I've tried really hard to avoid the pit during lockdown. I don't get up later than 8 30 and I have a bath every day and make sure the kitchen is clean by 11am. I can see it being really easy to fall into the trap of thinking that it doesn't matter and while it's probably true it's amazing what it can do for your mindset. Even if you write off the day and do less constructive things like faff about on YouTube and Ableton it's still better than finding yourself at 7pm going oh fuck I have wasted another day because that is one of the things that can really fuck up my internal thoughts.
 

boxedjoy

Well-known member
That said when my impending redundancy occurs and the world goes wild for Xmas which I abhor I can definitely see there being a few days living in my housecoat necking Tennents watching Come Dine With Me
 

beiser

Well-known member
sometimes you’re in the pit because you’re in the pit

other times it turns out you need a good chat with a friend or some time under the sun to perk you up. must be hard to get the sunlight in the UK, I’ve never felt it’s the same getting the bright indoor lights and supplementing vitamin D. magnesium does help though.

i think the pit contains something deeply human, a kind of horror often experienced but rarely memorialized except in the paltriest ways. doing so is a thing DFW is praised for but it’s hard to believe it, the narratives have the pomp of any addict who has learned to narrativize the fall in bucolic and romantic ways; his prose exudes the sleaze of fictions descending deep into the soul.
 

beiser

Well-known member
it seems silly to criticize a fiction writer for making things up in a novel, but he was always careful about alluding to the real, yes? when I read the thing I lived about six blocks from enfield house. there’s a scene with gately in the parking lot of madison park vocational high school, and when I read it i could look up to the window and see it out there, just a block or two away. i convinced a friend that to really understand the book he would have to first get a terrible drug habit, have a psychotic break, and then get institutionalized in the right halfway house. then he would have the full experience. that’s the real pit I guess.
 

Corpsey

bandz ahoy
The further away you get from a stoner period the more you realise its the worst drug in the world precisely because people think its harmless, an insidious haze.

I don't disagree with this but I do miss the intensity it gives to things (I've not smoked it in five of six weeks). Particularly to art. I can only fully appreciate art when I'm stoned. I'm wondering if that's because some people (painters) see more intensely than others and people like me need to be baked to get on their level. Like it's obvious that Van Gogh saw things differently to other people. He's a painter who paints so vividly that you don't need to be stoned to appreciate this, but to see the world like Van Gogh did (to an extent) I need artificial stimulation.
 

Corpsey

bandz ahoy
I've struggled with this for a long time now. With poetry, for example, I'd really like to have a natural receptivity to it, to be able to read it and write it, it would really play into my egocentric desire to be a special intellectual visionary type and not just a mediocre wanker. But I don't have that heightened sensitivity, I need it to rhyme, to be full of arresting images, violent emotions, to be unsubtle. Otherwise my eyes glaze over, I can't help it.

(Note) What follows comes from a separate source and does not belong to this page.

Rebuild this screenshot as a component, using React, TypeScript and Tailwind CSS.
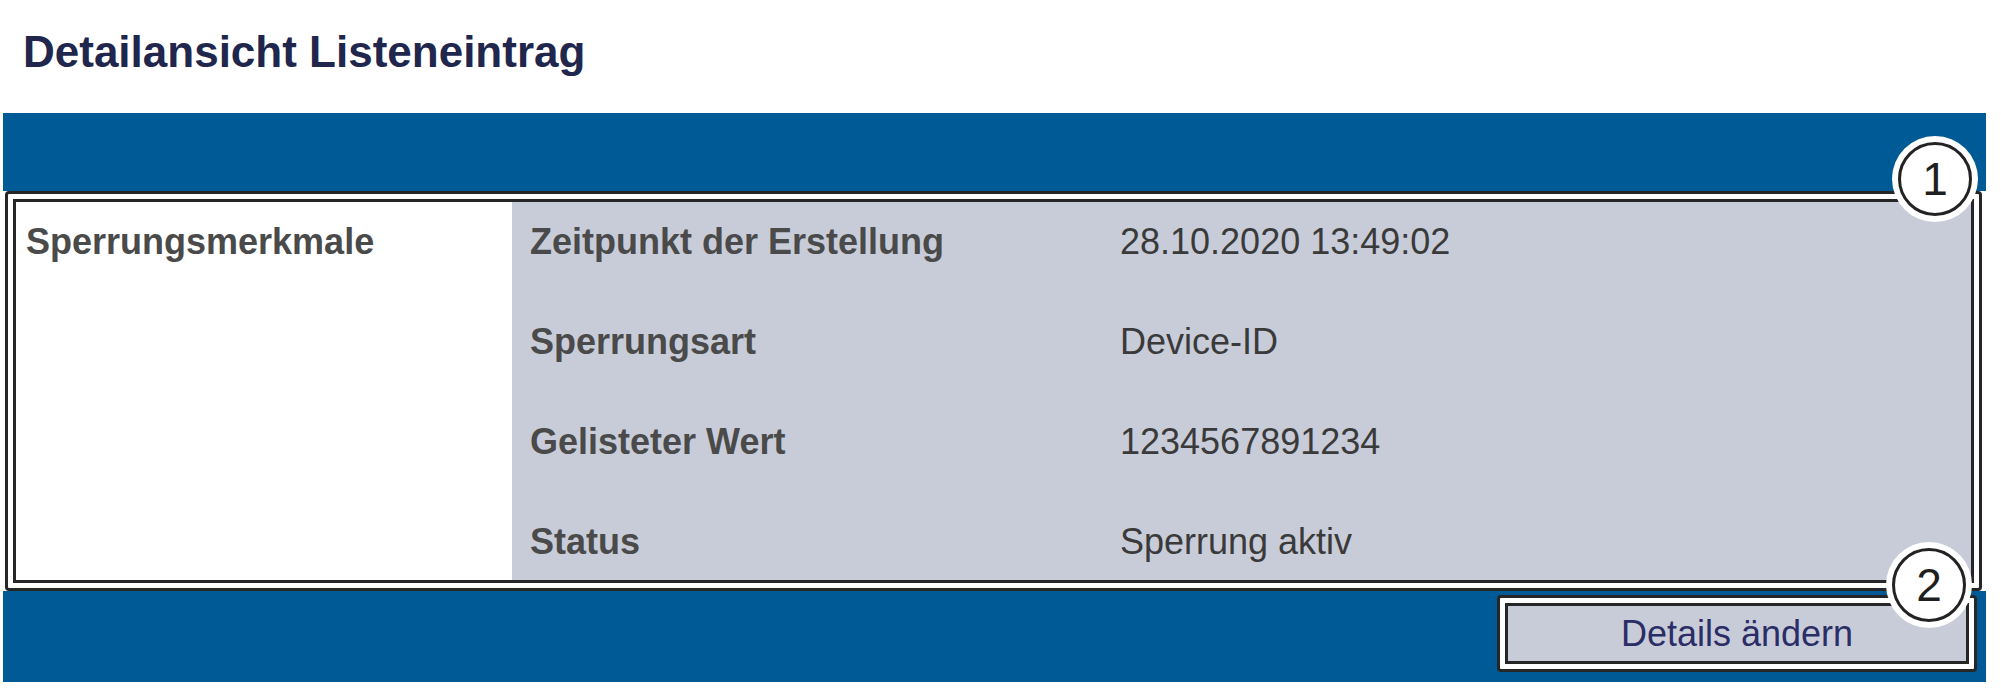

Increasingly I'm thinking that the only artforn I can appreciate naturally without chemical intervention is music. (And that doesn't go for all music, of course, a lot of which is made almost expressly for the purpose of being listened to stoned or pilled up.)

Feels less inpressive to be into music though. Every Tom dick and Harry likes MUSIC.
 

Corpsey

bandz ahoy
Although today for the first time I considered the possibility that I maybe should just be stoned all the time.
 

luka

Well-known member
nobody starts out embodying their fully realised ideal. They see it on the horizon and they set out towards it.
 

luka

Well-known member
Nobody gets there, but the point is to grit your teeth and keep,walking in that direction, without deviation, without rest, without loss of faith. Into the biting wind.
 

luka

Well-known member
If you want a relationship with poetry you have to actually wrestle with poetry, not let it come to you, and seduce you like an airy succubus
 

Corpsey

bandz ahoy
But I think if you don't feel a real pull towards it in the first place it begs the question of why do the work. With you I'd assume you felt a real visceral pull towards poetry, it wasn't a case of feeling it behoves a civilised bigdick man to be into it.
 

Corpsey

bandz ahoy
Then again I'm being harsh on myself. I have felt inklings, after all. Though again, drugs were involved on some of those occasions. Poetry is like art, really, for me, in being very much improved by my being stoned. And I can hold it in my head, unlike a novel.
 

luka

Well-known member
I don't think that's true. I was in the same position as you. I wanted access but didn't have access.
 

luka

Well-known member
I found that some times, on some occasions, I could get in. And that intrigued me a great deal. Why some times and not others. Why do I sometimes catch the door ajar when usually it is firmly shut?
 

Corpsey

bandz ahoy
I suppose this is drifting very off topic now but I have had that feeling before of breaking through a difficulty with a poem, say, and suddenly finding it very easy to understand, very lucid, like breaking through a layer of cloud and suddenly you're above it all.